Industry observers doubt that 1999 can match or exceed last year's pace and are expecting a slight slowdown this year in sales, housing starts and mortgage originations. Recession is not at the forefront of anyone's forecast.

"This is the best market that builders [nationally] have ever seen," said Stanley F. Duobinis, director of forecasting for the National Association of Home Builders. "But one thing to note is that they are not as optimistic about the future. They know that maybe this is as good as it gets. They are saying that the next six months are not going to be as good for most of them as the last six months have been."

Although he sees new home starts falling 8 percent, Duobinis said the dip won't be as harsh.

"If you look backward to 1997 or even early 1998, we're talking about a forecast that takes us to a level that is basically higher than where we were. This valley is a little bit higher than that last mountain that we were on."

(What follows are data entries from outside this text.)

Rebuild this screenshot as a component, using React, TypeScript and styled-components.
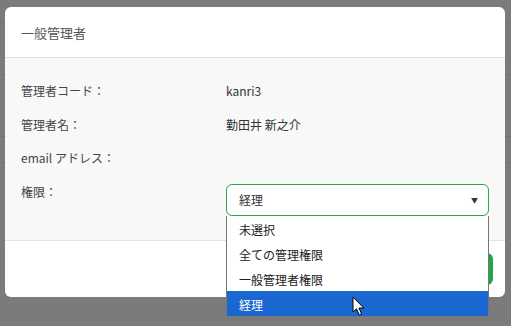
import React from "react"
import styled, { createGlobalStyle } from "styled-components"

const GlobalStyle = createGlobalStyle`
  html, body {
    margin: 0;
    padding: 0;
    background: #7b7b7b;
    font-family: "Noto Sans CJK JP", "Noto Sans", sans-serif;
  }
`

const Screen = styled.div`
  position: relative;
  width: 511px;
  height: 326px;
  overflow: hidden;
  background: #7b7b7b;
`

// faint page behind the overlay
const BackPage = styled.div`
  display: flex;
  flex-direction: column;
`

const BackLine = styled.div<{ $h: number }>`
  height: ${(p) => p.$h}px;
  border-bottom: 1px solid #717171;
`

const Modal = styled.div`
  position: absolute;
  left: 5px;
  top: 7px;
  width: 500px;
  border-radius: 6px;
  background: #ffffff;
  display: flex;
  flex-direction: column;
`

const Header = styled.div`
  height: 50px;
  display: flex;
  align-items: center;
  padding: 0 16px;
  border-bottom: 1px solid #e2e2e2;
  font-size: 13px;
  color: #555555;
`

const Body = styled.div`
  position: relative;
  background: #f8f8f8;
  padding: 24px 16px 24px 16px;
  border-bottom: 1px solid #dfe2e6;
  display: flex;
  flex-direction: column;
`

const Row = styled.div<{ $h: number }>`
  display: grid;
  grid-template-columns: 205px 1fr;
  align-items: start;
  height: ${(p) => p.$h}px;
  font-size: 12px;
  line-height: 18px;
  color: #333333;
`

const Label = styled.div`
  color: #444444;
`

const Value = styled.div``

const SelectBox = styled.div`
  margin-top: 1px;
  height: 30px;
  border: 1px solid #2ba84a;
  border-radius: 6px;
  background: #ffffff;
  display: flex;
  align-items: center;
  justify-content: space-between;
  padding: 0 10px 0 12px;
  font-size: 12px;
  color: #333333;
`

const Caret = styled.span`
  font-size: 7px;
  color: #333333;
`

const Footer = styled.div`
  height: 56px;
  display: flex;
  align-items: center;
  justify-content: flex-end;
  padding: 0 12px;
`

const Button = styled.div`
  width: 70px;
  height: 32px;
  border-radius: 6px;
  background: #1fa64a;
`

const Dropdown = styled.ul`
  position: absolute;
  left: 221px;
  top: 158px;
  width: 261px;
  margin: 0;
  padding: 0;
  list-style: none;
  background: #ffffff;
  border: 1px solid #767676;
  border-top: none;
`

const Option = styled.li<{ $active?: boolean }>`
  height: 25px;
  display: flex;
  align-items: center;
  padding: 1px 0 0 12px;
  box-sizing: border-box;
  font-size: 12px;
  color: ${(p) => (p.$active ? "#ffffff" : "#222222")};
  background: ${(p) => (p.$active ? "#1a67d2" : "transparent")};
`

const Cursor = styled.svg`
  position: absolute;
  left: 352px;
  top: 296px;
`

const options = ["未選択", "全ての管理権限", "一般管理者権限", "経理"]

export default function App() {
  return (
    <Screen>
      <GlobalStyle />
      <BackPage>
        <BackLine $h={22} />
        <BackLine $h={51} />
        <BackLine $h={61} />
        <BackLine $h={25} />
      </BackPage>
      <Modal>
        <Header>一般管理者</Header>
        <Body>
          <Row $h={34}>
            <Label>管理者コード：</Label>
            <Value>kanri3</Value>
          </Row>
          <Row $h={33}>
            <Label>管理者名：</Label>
            <Value>勤田井 新之介</Value>
          </Row>
          <Row $h={34}>
            <Label>email アドレス：</Label>
            <Value></Value>
          </Row>
          <Row $h={33}>
            <Label>権限：</Label>
            <SelectBox>
              経理
              <Caret>▼</Caret>
            </SelectBox>
          </Row>
          <Dropdown>
            {options.map((o) => (
              <Option key={o} $active={o === "経理"}>
                {o}
              </Option>
            ))}
          </Dropdown>
        </Body>
        <Footer>
          <Button />
        </Footer>
      </Modal>
      <Cursor width="14" height="22" viewBox="0 0 14 22">
        <path
          d="M1 1 L1 16 L4.5 12.8 L7.2 19 L9.6 18 L7 12 L11.8 12 Z"
          fill="#ffffff"
          stroke="#000000"
          strokeWidth="1"
          strokeLinejoin="round"
        />
      </Cursor>
    </Screen>
  )
}
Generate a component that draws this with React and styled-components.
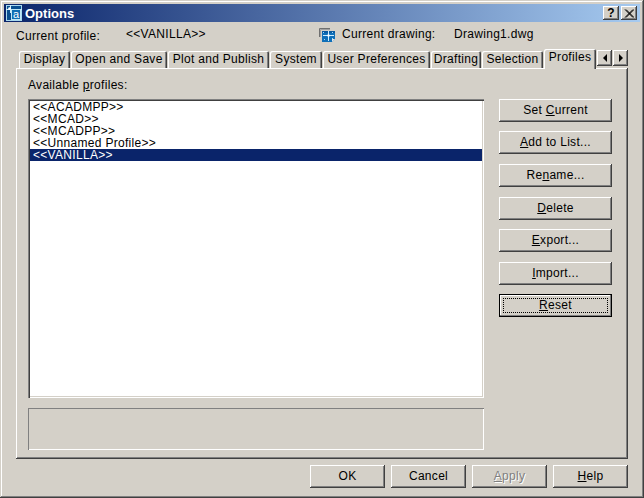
import React from "react";
import styled, { createGlobalStyle } from "styled-components";

const GlobalStyle = createGlobalStyle`
  html, body {
    margin: 0;
    padding: 0;
    background: #d4d0c8;
  }
  body {
    font-family: "Liberation Sans", Arial, sans-serif;
    font-size: 12px;
    color: #000;
  }
  * {
    box-sizing: border-box;
  }
`;

const bevel = `
  box-shadow: inset -1px -1px #404040, inset 1px 1px #fff, inset -2px -2px #808080;
`;

const Dialog = styled.div`
  width: 644px;
  height: 498px;
  padding: 4px;
  background: #d4d0c8;
  box-shadow: inset -1px -1px #404040, inset 1px 1px #d4d0c8, inset -2px -2px #808080,
    inset 2px 2px #fff;
  display: flex;
  flex-direction: column;
`;

const TitleBar = styled.div`
  height: 18px;
  padding: 0 3px 0 2px;
  display: flex;
  align-items: center;
  background: linear-gradient(90deg, #0a246a 0%, #a6caf0 100%);
`;

const TitleText = styled.span`
  margin-left: 3px;
  flex: 1;
  color: #fff;
  font-size: 13px;
  font-weight: bold;
`;

const TitleButton = styled.button`
  width: 16px;
  height: 14px;
  margin-left: ${(p) => p.$gap || 0}px;
  padding: 0;
  border: 0;
  background: #d4d0c8;
  ${bevel}
  display: flex;
  align-items: center;
  justify-content: center;
  font: bold 12px "Liberation Sans", sans-serif;
  color: #000;
`;

const InfoRow = styled.div`
  height: 27px;
  margin-left: 12px;
  display: grid;
  grid-template-columns: 110px 193px 23px 112px 1fr;
  align-items: center;
  letter-spacing: 0.3px;
`;

const InfoText = styled.span`
  margin-top: ${(p) => (p.$up ? -4 : 0)}px;
`;

const TabRow = styled.div`
  height: 19px;
  margin-left: 15px;
  display: flex;
  align-items: flex-end;
  gap: 1px;
`;

const Tab = styled.div`
  position: relative;
  z-index: ${(p) => (p.$active ? 2 : 0)};
  width: ${(p) => p.$w}px;
  height: ${(p) => (p.$active ? 20 : 17)}px;
  margin-bottom: ${(p) => (p.$active ? -1 : 0)}px;
  padding-top: 1px;
  background: #d4d0c8;
  border-radius: 2px 2px 0 0;
  box-shadow: inset 1px 1px #fff, inset -1px 0 #404040, inset -2px 0 #808080;
  text-align: center;
  line-height: 14px;
  letter-spacing: 0.3px;
  white-space: nowrap;
`;

const ScrollButton = styled.div`
  width: 15px;
  height: 16px;
  align-self: flex-start;
  margin-top: 1px;
  ${bevel}
  display: flex;
  align-items: center;
  justify-content: center;
`;

const Arrow = styled.i`
  width: 0;
  height: 0;
  border-top: 4px solid transparent;
  border-bottom: 4px solid transparent;
  border-${(p) => (p.$left ? "right" : "left")}: 4px solid #000;
`;

const Panel = styled.div`
  width: 612px;
  height: 391px;
  margin-left: 12px;
  padding-left: 12px;
  box-shadow: inset -1px -1px #404040, inset 1px 1px #fff, inset -2px -2px #808080;
  display: grid;
  grid-template-columns: 456px 113px;
  grid-template-rows: 31px 299px 42px;
  column-gap: 15px;
  row-gap: 0;
`;

const PanelLabel = styled.div`
  grid-column: 1 / 3;
  padding-top: 10px;
  line-height: 14px;
  letter-spacing: 0.3px;
`;

const ProfileList = styled.div`
  padding: 2px;
  background: #fff;
  overflow: hidden;
  box-shadow: inset 1px 1px #808080, inset 2px 2px #404040, inset -1px -1px #fff,
    inset -2px -2px #d4d0c8;
`;

const ProfileRow = styled.div`
  height: 12px;
  padding-left: 3px;
  line-height: 12px;
  letter-spacing: 0.3px;
  white-space: nowrap;
  background: ${(p) => (p.$selected ? "#0a246a" : "transparent")};
  color: ${(p) => (p.$selected ? "#fff" : "#000")};
`;

const SideButtons = styled.div`
  grid-row: 2 / 4;
  grid-column: 2;
  display: grid;
  grid-template-rows: 32px 33px 33px 32px 33px 32px 23px;
`;

const Button = styled.button`
  position: relative;
  width: ${(p) => p.$w || 113}px;
  height: 23px;
  padding: 0 0 2px;
  border: 0;
  background: #d4d0c8;
  ${(p) =>
    p.$focused
      ? "box-shadow: inset 0 0 0 1px #000, inset -2px -2px #808080, inset 2px 2px #fff;"
      : bevel}
  font: 12px "Liberation Sans", sans-serif;
  letter-spacing: 0.3px;
  color: ${(p) => (p.disabled ? "#808080" : "#000")};
  text-shadow: ${(p) => (p.disabled ? "1px 1px #fff" : "none")};
`;

const FocusRing = styled.span`
  position: absolute;
  inset: 4px;
  border: 1px dotted #000;
`;

const Description = styled.div`
  margin-top: 10px;
  height: 42px;
  box-shadow: inset 1px 1px #808080, inset -1px -1px #fff;
`;

const Footer = styled.div`
  margin-top: 6px;
  margin-right: 12px;
  display: flex;
  justify-content: flex-end;
  gap: 6px;
`;

const AcadIcon = () => (
  <svg width="16" height="16" viewBox="0 0 16 16">
    <rect x="0" y="0" width="16" height="16" fill="#0a4f8f" />
    <rect x="0.5" y="0.5" width="15" height="15" fill="none" stroke="#a8d8ee" />
    <path d="M0 4.5H16M4.5 0V8" stroke="#cfeefa" fill="none" />
    <rect x="5.5" y="4.5" width="9" height="10" fill="#0f6fb4" stroke="#bfe6f5" />
    <circle cx="3.5" cy="3.5" r="1.3" fill="#fff" />
    <text x="7" y="13" fontSize="11" fontFamily="Liberation Sans" fill="#fff">
      a
    </text>
  </svg>
);

const DrawingIcon = () => (
  <svg width="16" height="15" viewBox="0 0 16 15">
    <path d="M0.5 9V0.5H11" fill="none" stroke="#707070" />
    <path d="M1.5 9V1.5H11" fill="none" stroke="#a0a0a0" />
    <path d="M3 3H16V11L13 14H3Z" fill="#0f6fb8" />
    <path d="M3 3H16V5H3Z" fill="#0a5aa0" />
    <path d="M9.5 3V13M4 7.5H15" stroke="#cfeeff" />
    <path d="M8.5 6.5h2v2h-2z" fill="#fff" />
    <path d="M4 4h1v1H4zM13 4h1v1h-1zM5 11h1v1H5zM13 10h1v1h-1z" fill="#9fdcff" />
    <path d="M16 11L13 14V11Z" fill="#e8e8e8" />
  </svg>
);

const tabs = [
  ["Display", 51],
  ["Open and Save", 96],
  ["Plot and Publish", 101],
  ["System", 52],
  ["User Preferences", 107],
  ["Drafting", 50],
  ["Selection", 61],
  ["Profiles", 52, true],
];

const profiles = ["<<ACADMPP>>", "<<MCAD>>", "<<MCADPP>>", "<<Unnamed Profile>>", "<<VANILLA>>"];

const App = () => {
  return (
    <Dialog>
      <GlobalStyle />
      <TitleBar>
        <AcadIcon />
        <TitleText>Options</TitleText>
        <TitleButton>?</TitleButton>
        <TitleButton $gap={2}>
          <svg width="10" height="9" viewBox="0 0 10 9">
            <path d="M1 0.5L9 8.5M2 0.5L10 8.5M9 0.5L1 8.5M10 0.5L2 8.5" stroke="#000" />
          </svg>
        </TitleButton>
      </TitleBar>
      <InfoRow>
        <span>Current profile:</span>
        <InfoText $up>{"<<VANILLA>>"}</InfoText>
        <DrawingIcon />
        <InfoText $up>Current drawing:</InfoText>
        <InfoText $up>Drawing1.dwg</InfoText>
      </InfoRow>
      <TabRow>
        {tabs.map(([name, w, active]) => (
          <Tab key={name} $w={w} $active={active}>
            {name}
          </Tab>
        ))}
        <ScrollButton>
          <Arrow $left />
        </ScrollButton>
        <ScrollButton>
          <Arrow />
        </ScrollButton>
      </TabRow>
      <Panel>
        <PanelLabel>
          Available <u>p</u>rofiles:
        </PanelLabel>
        <ProfileList>
          {profiles.map((name) => (
            <ProfileRow key={name} $selected={name === "<<VANILLA>>"}>
              {name}
            </ProfileRow>
          ))}
        </ProfileList>
        <SideButtons>
          <Button>
            Set <u>C</u>urrent
          </Button>
          <Button>
            <u>A</u>dd to List...
          </Button>
          <Button>
            Re<u>n</u>ame...
          </Button>
          <Button>
            <u>D</u>elete
          </Button>
          <Button>
            <u>E</u>xport...
          </Button>
          <Button>
            <u>I</u>mport...
          </Button>
          <Button $focused>
            <FocusRing />
            <u>R</u>eset
          </Button>
        </SideButtons>
        <Description />
      </Panel>
      <Footer>
        <Button $w={75}>OK</Button>
        <Button $w={75}>Cancel</Button>
        <Button $w={75} disabled>
          <u>A</u>pply
        </Button>
        <Button $w={75}>
          <u>H</u>elp
        </Button>
      </Footer>
    </Dialog>
  );
};

export default App;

Marc Witman, president of the Greater Baltimore Board of Realtors, believes that will be true locally, too.

"It will be very interesting to see, because as you start going into January, February and March of 1999 you are going to be comparing yourself to months that were up 20 to 30 percent from the prior year," said Witman. "I don't know if you can sustain those types of increases, although we didn't think we could sustain the increases as far as we did in 1998. If we start looking in January and February with increases that are only 10 or 15 percent, that is still fabulous because you are comparing to such a strong prior year."

Mortgage rates, which began spiraling downward as economies in Asia, Russia and Latin America weakened and investors sought a "flight to quality" in U.S. bonds, were expected to dip in January but remain stable for the year.

"In terms of historical context, we are safe to say it was the most stable year for mortgage interest rates easily since the 1970s," said Keith Gumbinger, vice president of HSH Associates, a New Jersey firm that tracks and analyzes mortgage rates.

"The low point for the year is likely to be early, that is all we see right now," Gumbinger said. "Stability in 1999 is likely to be as good as 1998 -- the bottom will probably be about 6.5 percent and the top around 7.5 percent."

Said Freddie Mac's Van Order: "I think the economy will slow down next year, and I think housing will slow down, but with mortgage rates under 7 percent, that will support a pretty strong housing market for a long time."

Likewise, Fannie Mae officials said 30-year, fixed-rate mortgages should remain below 7 percent this year, averaging 6.73 percent compared with a projected average of 6.95 percent for 1998.

Overall, sales of existing homes in the Baltimore area in 1998 rose approximately 28 percent over 1997, and new-home sales are expected to post a 14 percent gain. For 1999, Anna Pitheon of Meyers Housing Data Reports, a Washington firm that analyzes new-home sales, expects a slight retreat.

"I don't see a whole lot of downside to the market," Pitheon said. "Interest rates could go up in the spring. That will have a hiccup effect, but overall [this] year will match what we've done in 1998. It may have a 5 percent pare-back, but that is about it."

Pitheon expects prices to inch upward, especially in the luxury market.

"Buyers are willing to spend money. They're not willing to fritter it away," Pitheon said. "They are still looking for a deal. They are still looking to make sure that they got a good value for their dollar."

New-home sales showed strength in every jurisdiction, except Harford County where townhouse and condominium sales have slowed.

"I think Harford will continue to struggle [this] year," Pitheon said. "I don't see a whole lot of relief in that market. It will be very price-driven; it will be very competitive. It will not be one of the leading markets in the region."

Conversely, the Baltimore County growth areas of Owings Mills and White Marsh should see continued success.

"The White Marsh/Bel Air market is going to see the most expansion and most growth because of the new [housing projects] coming out of the ground there," Pitheon said, adding that Hunt Valley will also benefit "because of the move-up tone of that market."

Jim Joyce, president of the Baltimore division of The Ryland Group, expects the area's second-biggest builder to grow 20 to 23 percent in sales.

"We see it as pretty stable and don't see a lot of pressure on interest rates," Joyce said. "And even if we get some pressure on interest rates, I don't see anything crazy happening. We are still in pretty affordable price ranges, and the places where we are high-end, well, that's just the world. Howard County is Howard County."